Normalmente, essa droga recreativa não inclui cocaína, apesar de especialistas perceberem que isso pode ir do gosto do usuário. O coquetel, composto por um corante alimentar com sabor e aroma de morango, geralmente contém pelo menos um medicamento estimulante e um depressor. Ou seja, metanfetamina, um tipo de estimulante cerebral; cetamina, um anestésico dissociativo com efeitos alucinógenos; e ecstasy, além de benzodiazepínicos (medicamentos hipnóticos e ansiolíticos), crack e cafeína.
A cocaína rosa se tornou popular nas baladas entre os jovens porque causa euforia, alucinações e experiências psicodélicas, incluindo o aprimoramento da percepção sensorial e mudanças de humor. Além de que, é claro, sua estética vibrante, em pó ou pílula, gera um apelo visual bem maior do que as demais drogas.
A cocaína rosa foi desenvolvida na Colômbia, com os primeiros registros das autoridades apontando para meados de 2010. Desde então, seu uso se espalhou pela cena noturna latino-americana, da Argentina ao Panamá, rapidamente se infiltrando entre o gosto popular dos clubbers nos EUA e na Europa a partir de 2022. Há ainda evidências que ganhou força na Escócia e em partes do País de Gales. Atualmente, a droga sintética gera preocupação para Espanha e o Reino Unido, onde sua popularidade saiu do controle.
Em setembro, as autoridades espanholas realizaram a maior apreensão de drogas sintéticas de todos os tempos, chegando a tirar de circulação cerca de um milhão de pílulas de ecstasy e também de cocaína rosa, durante uma operação em Ibiza e Málaga, onde se concentram as maiores redes de tráfico do país.
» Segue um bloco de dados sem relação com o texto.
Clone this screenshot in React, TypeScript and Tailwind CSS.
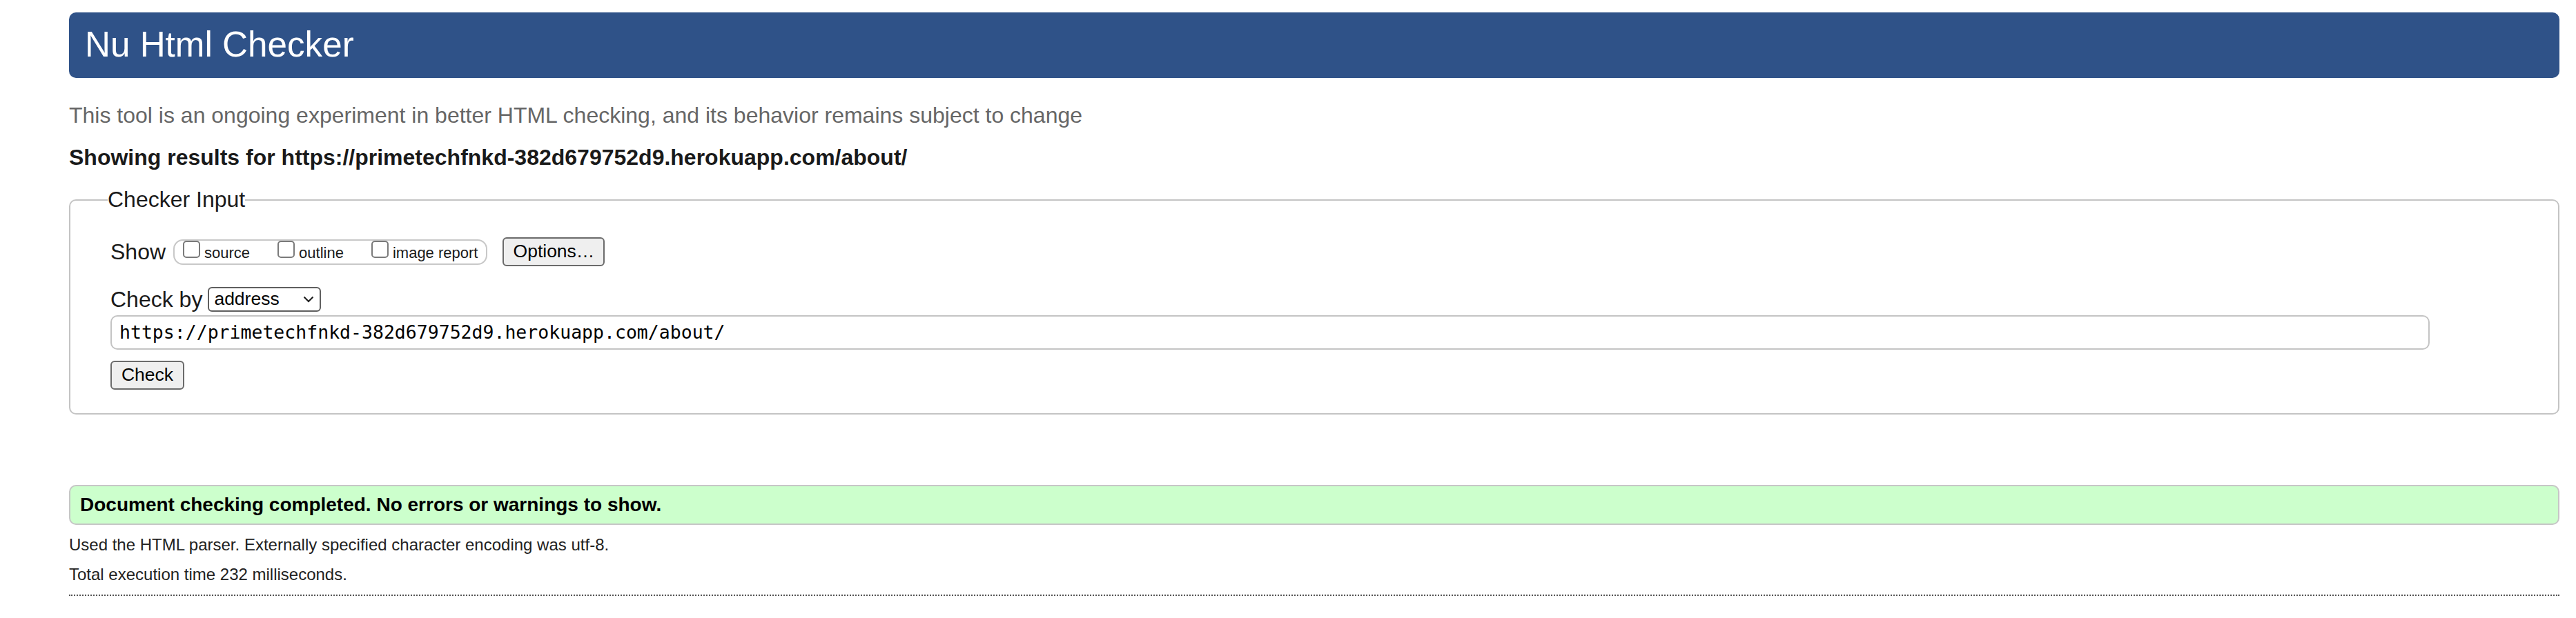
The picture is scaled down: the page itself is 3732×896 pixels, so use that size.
import React from "react";

const Checkbox: React.FC = () => (
  <span className="inline-block h-[25px] w-[25px] rounded-[5px] border-2 border-[#7a7a7a] bg-white align-baseline" />
);

const ShowOption: React.FC<{ label: string }> = ({ label }) => (
  <label className="whitespace-nowrap">
    <Checkbox />
    <span className="ml-[6px]">{label}</span>
  </label>
);

const App: React.FC = () => {
  const url = "https://primetechfnkd-382d679752d9.herokuapp.com/about/";

  return (
    <div
      className="min-h-[896px] bg-white pl-[100px] pr-[24px] pt-[18px] text-[#1a1a1a]"
      style={{ fontFamily: '"Liberation Sans", Arial, sans-serif' }}
    >
      {/* Title bar */}
      <h1 className="flex h-[95px] items-center rounded-[10px] bg-[#2f5288] pl-[23px] text-[51.2px] font-normal text-white">
        Nu Html Checker
      </h1>

      <p className="mt-[36px] text-[32px] leading-[37px] text-[#666666]">
        This tool is an ongoing experiment in better HTML checking, and its behavior remains subject to change
      </p>

      <p className="mt-[24px] text-[32px] font-bold leading-[37px]">
        Showing results for {url}
      </p>

      <fieldset className="mt-[24px] rounded-[10px] border-2 border-[#c4c4c4] px-[58px] pb-[34px] pt-[36px]">
        <legend className="ml-[-4px] p-0 text-[32px] leading-[37px]">Checker Input</legend>

        {/* Show row */}
        <div className="flex h-[42px] items-center">
          <span className="text-[32px] leading-[37px]">Show</span>
          <div className="ml-[11px] flex h-[37px] gap-[40px] rounded-[14px] border-2 border-[#c8c8c8] px-[12px] text-[22px] leading-[30px]">
            <ShowOption label="source" />
            <ShowOption label="outline" />
            <ShowOption label="image report" />
          </div>
          <button className="ml-[22px] flex h-[42px] w-[148px] items-center justify-center rounded-[6px] border-2 border-[#6b6b6b] bg-[#efefef] text-[26.5px] text-black">
            Options…
          </button>
        </div>

        {/* Check by row */}
        <div className="mt-[30px] flex h-[36px] items-center">
          <span className="text-[32px] leading-[37px]">Check by</span>
          <div className="ml-[8px] flex h-[36px] w-[164px] items-center justify-between rounded-[6px] border-2 border-[#5f5f5f] pl-[7px] pr-[8px] text-[26.5px] text-black">
            <span>address</span>
            <svg width="16" height="10" viewBox="0 0 16 10" fill="none">
              <path d="M1.5 1.5 L8 8 L14.5 1.5" stroke="#1a1a1a" strokeWidth="2" />
            </svg>
          </div>
        </div>

        {/* Address input */}
        <div className="mt-[5px] mr-[128px] flex h-[50px] items-center rounded-[10px] border-2 border-[#c4c4c4] pl-[11px]">
          <span
            className="text-[26.5px] text-black"
            style={{ fontFamily: '"DejaVu Sans Mono", "Liberation Mono", monospace' }}
          >
            {url}
          </span>
        </div>

        <button className="mt-[16px] flex h-[42px] w-[107px] items-center justify-center rounded-[6px] border-2 border-[#6b6b6b] bg-[#efefef] text-[26.5px] text-black">
          Check
        </button>
      </fieldset>

      {/* Result */}
      <div className="mt-[102px] flex h-[58px] items-center rounded-[10px] border-2 border-[#c6c6c6] bg-[#ccffcc] pl-[14px] text-[28px] font-bold text-black">
        Document checking completed. No errors or warnings to show.
      </div>

      <p className="mt-[15px] text-[24px] leading-[27px] text-[#222222]">
        Used the HTML parser. Externally specified character encoding was utf-8.
      </p>
      <p className="mt-[16px] text-[24px] leading-[27px] text-[#222222]">
        Total execution time 232 milliseconds.
      </p>

      <hr className="mt-[16px] border-0 border-t-2 border-dotted border-[#555555]" />
    </div>
  );
};

export default App;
Não é por acaso que especialistas comparam o uso de cocaína rosa a jogar roleta-russa. A natureza dos efeitos do coquetel de substâncias está fortemente associada a um número crescente de mortes. É uma substância de fácil overdose e seu uso a longo prazo pode causar ataques cardíacos, pressão alta, aumento do risco de AVC; bem como alterações comportamentais, dependência química, ansiedade persistente, depressão e psicose. Por essa e tantas outras razões que organizações europeias estão apelando para ações urgentes para lidar com os riscos que essa droga representa.
A substância é difícil de detectar por meio de testes de drogas padrão, principalmente na Espanha, onde o regime de testes atual ainda não está equipado para identificar todos os seus componentes. A princípio, as autoridades esperavam que o preço da droga, em média US$ 100 por grama e por volta de 76 euros na Espanha, fosse segurar sua proliferação, mas não foi bem isso que aconteceu. Na verdade, surgiu um problema até maior: o coquetel de cocaína rosa passou a ser distribuído com substâncias aleatórias, piorando as consequências dos seus efeitos.
"Em muitos aspectos, a cocaína rosa é um exemplo do marketing mais sofisticado de substâncias sintéticas para os consumidores, que provavelmente têm pouca compreensão de quais produtos químicos estão realmente consumindo", disse a Agência de Drogas da União Europeia, em um comunicado.
A popularidade da cocaína rosa é um lembrete de como a indústria de drogas ilícitas não para de se reinventar, usando e abusando das redes sociais e das peças de propaganda de entretenimento para saber o que mais atrai os jovens.